Second, Judge Young rejected the Former Employer’s argument that it was not required to make anything more than a generalized allegation of improper means/motive at the pleading stage, holding the plaintiff to the higher pleading standard established by the Supreme Court in the Bell Atlantic v. Twombly decision in 2007. As noted in this post, this standard has now been adopted by the Massachusetts Superior Court as well. Although Twombly was an antitrust case, this is another example of its broad application, extending here so far as to bar a state tort claim; before Twombly, this case likely would have survived dismissal. It probably would have survived dismissal if it had remained in state court.

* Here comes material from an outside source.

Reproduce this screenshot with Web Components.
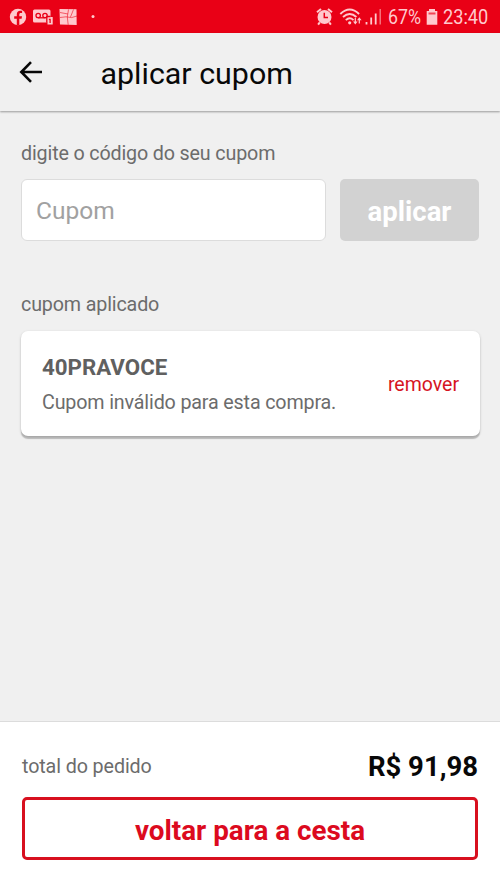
<!DOCTYPE html>
<html lang="pt-BR">
<head>
<meta charset="utf-8">
<title>aplicar cupom</title>
<style>
html,body{margin:0;height:100%;overflow:hidden}
body{font-family:Roboto,"Liberation Sans",sans-serif;background:#f0f0f0;color:#666}
</style>
</head>
<body>
<coupon-app></coupon-app>
<script>
function define(name, html){
  const t=document.createElement('template');
  t.innerHTML=html;
  customElements.define(name,class extends HTMLElement{
    constructor(){super();this.attachShadow({mode:'open'}).appendChild(t.content.cloneNode(true));}
  });
}
define('status-bar',`
<style>
:host{display:flex;height:33px;flex:none;background:#e90016;color:#ffc9cd;box-sizing:border-box;align-items:stretch;justify-content:space-between}
svg{display:block}
.right{display:flex;width:190px}
.t{font-size:20px;line-height:35px;white-space:nowrap;transform-origin:0 50%}
.pct{width:38px;transform:scaleX(.89)}
.clock{width:50px;transform:scaleX(.91)}
</style>
<svg width="110" height="33" viewBox="0 0 110 33" fill="#ffc9cd">
<circle cx="18" cy="17" r="8.2"/>
<path d="M16.8 25.2v-6.4h-2.6v-2.6h2.6v-1.7c0-2.5 1.4-3.7 3.4-3.7h1.9v2.3h-1.3c-1.1 0-1.5.6-1.5 1.5v1.6h2.7l-.4 2.6h-2.3v6.4z" fill="#e90016"/>
<path d="M34.5 9.500h14.500q1.500 0 1.500 1.500v6h2.200v7.500h-5.200v-2H34.500q-1.500 0-1.500-1.500V11q0-1.500 1.500-1.500z"/>
<g fill="none" stroke="#e90016" stroke-width="1.300"><circle cx="38.200" cy="15.500" r="2.200"/><circle cx="45" cy="15.500" r="2.200"/><path d="M38 17.800h7.500"/><path d="M46.800 22.800v-6.300h3.800"/><path d="M48.900 19.300h1.200v3.700"/></g>
<path d="M59.500 9l17 .3.200 15.700-16.700-.5z"/>
<g fill="none" stroke="#e90016" stroke-width=".8" opacity=".7"><path d="M60 17.500l6-.7 5.500.8 5.500-1.600M68.500 9.500l-1.200 7.500.9 7.800M73.500 9.500l-3 7.500M60 12.500l8 1.500"/></g>
<circle cx="93" cy="16.500" r="1.500"/>
</svg>
<div class="right">
<svg width="78" height="33" viewBox="310 0 78 33" fill="none" stroke="#ffc9cd">
<circle cx="324.500" cy="17" r="7" fill="#ffc9cd" stroke="none"/>
<path d="M317 12.300l4-3.400M332 12.300l-4-3.400M319.800 22.400l-1.700 2.200M329.200 22.400l1.700 2.200" stroke-width="2"/>
<path d="M324.300 12.700v4.800h3.700" stroke="#e90016" stroke-width="1.500"/>
<path d="M340.300 14Q349.700 5.200 359.100 14M343 17Q349.700 11 356.400 17M345.800 20.100Q349.700 16.500 353.500 20.100" stroke-width="1.900"/>
<circle cx="349.700" cy="22.800" r="1.600" fill="#ffc9cd" stroke="none"/>
<path d="M355.300 18v5M359.300 19v4.500" stroke-width="1.200"/><path d="M353 21.500h4.600l-2.300 3zM357 20.200h4.600l-2.300-3z" fill="#ffc9cd" stroke="none"/>
<path d="M366.500 22v2.500M371.200 17.500v7M375.700 13.500v11" stroke-width="1.800"/>
<path d="M380.200 9v15.500" stroke-width="1.300" opacity=".65"/>
</svg>
<div class="t pct">67%</div>
<svg width="17" height="33" viewBox="426 0 17 33"><path d="M429 9h6v2h2.300v13.800h-10.600V11h2.300z" fill="#ffc9cd"/><path d="M428.500 12.500h7v2h-7z" fill="#e90016" opacity=".65"/></svg>
<div class="t clock">23:40</div>
</div>`);
define('app-header',`
<style>
:host{display:flex;height:78px;flex:none;box-sizing:border-box;align-items:center;background:#f0f0f0;color:#080808;box-shadow:0 1px 2px rgba(0,0,0,.36);z-index:1;padding-left:19px}
svg{display:block;margin-right:57.500px}
h1{font-size:30.400px;font-weight:400;line-height:40px;margin:3px 0 0}
</style>
<svg width="24" height="24" viewBox="0 0 24 24" fill="none" stroke="#080808" stroke-width="2.600"><path d="M12 2.200L2.300 12l9.700 9.800M2 12h21"/></svg>
<h1><slot></slot></h1>`);
define('section-label',`
<style>:host{display:block;font-size:19.700px;letter-spacing:-.15px;line-height:24px;color:#6c6c6c;white-space:nowrap}</style><slot></slot>`);
define('coupon-form',`
<style>
:host{display:grid;grid-template-columns:305px 139px;grid-template-rows:62px;gap:14px;height:63px}
.in{box-sizing:border-box;border:1.500px solid #dcdcdc;border-radius:6px;background:#fff;color:#a1a1a1;font-size:24.500px;line-height:62px;padding-left:14px}
.b{border-radius:5px;background:#d2d2d2;color:#fff;font-weight:700;font-size:27.500px;line-height:66px;text-align:center}
</style><div class="in">Cupom</div><div class="b">aplicar</div>`);
define('coupon-card',`
<style>
:host{display:flex;box-sizing:border-box;height:105px;width:459px;background:#fff;border-radius:7px;box-shadow:0 2.500px 1px rgba(0,0,0,.2),0 1px 3px rgba(0,0,0,.18);padding:22px 21px 0 21px;justify-content:space-between}
.code{font-size:22.300px;line-height:28px;font-weight:700;color:#606060}
.msg{font-size:19.700px;letter-spacing:-.15px;line-height:24px;margin-top:10px;color:#6c6c6c}
.rm{font-size:19.500px;line-height:24px;margin-top:20px;color:#d6141f}
</style>
<div><div class="code"><slot name="code"></slot></div><div class="msg"><slot></slot></div></div><div class="rm">remover</div>`);
define('order-footer',`
<style>
:host{display:flex;flex-direction:column;box-sizing:border-box;height:168px;flex:none;background:#fff;border-top:1.500px solid #dcdcdc;padding:25px 22px 0}
.row{display:flex;justify-content:space-between;align-items:center;height:38px}
.l{font-size:19.700px;letter-spacing:-.1px;color:#6c6c6c}
.v{font-size:27.500px;font-weight:700;color:#080808}
.btn{box-sizing:border-box;height:63px;margin-top:12px;border:3px solid #d8101f;border-radius:5px;text-align:center;font-weight:700;font-size:27.800px;line-height:61px;color:#dc0a1e}
</style>
<div class="row"><span class="l">total do pedido</span><span class="v"><slot></slot></span></div>
<div class="btn">voltar para a cesta</div>`);
define('coupon-app',`
<style>
:host{display:flex;flex-direction:column;width:500px;height:889px}
main{flex:1;display:flex;flex-direction:column;padding:31px 20px 0 21px}
coupon-form{margin:13px 0 51px}
coupon-card{margin-top:14px}
</style>
<status-bar></status-bar>
<app-header>aplicar cupom</app-header>
<main>
<section-label>digite o código do seu cupom</section-label>
<coupon-form></coupon-form>
<section-label>cupom aplicado</section-label>
<coupon-card><span slot="code">40PRAVOCE</span>Cupom inválido para esta compra.</coupon-card>
</main>
<order-footer>R$ 91,98</order-footer>`);
</script>
</body>
</html>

Third, and lastly, what the plaintiff/Former Employer had in mind when it sued the New Employer but not its Former Employee (against whom it appears it had the stronger claim) continues to elude me, but the strategy clearly back-fired in a major way.

Bottom line: This case is important precedent in the area of employee breaches of fiduciary duty, by reason of its careful legal analysis and the gravitas of the judge who authored it. I expect the case to become part of every business lawyer’s legal arsenal when issues of employee fiduciary duty are raised.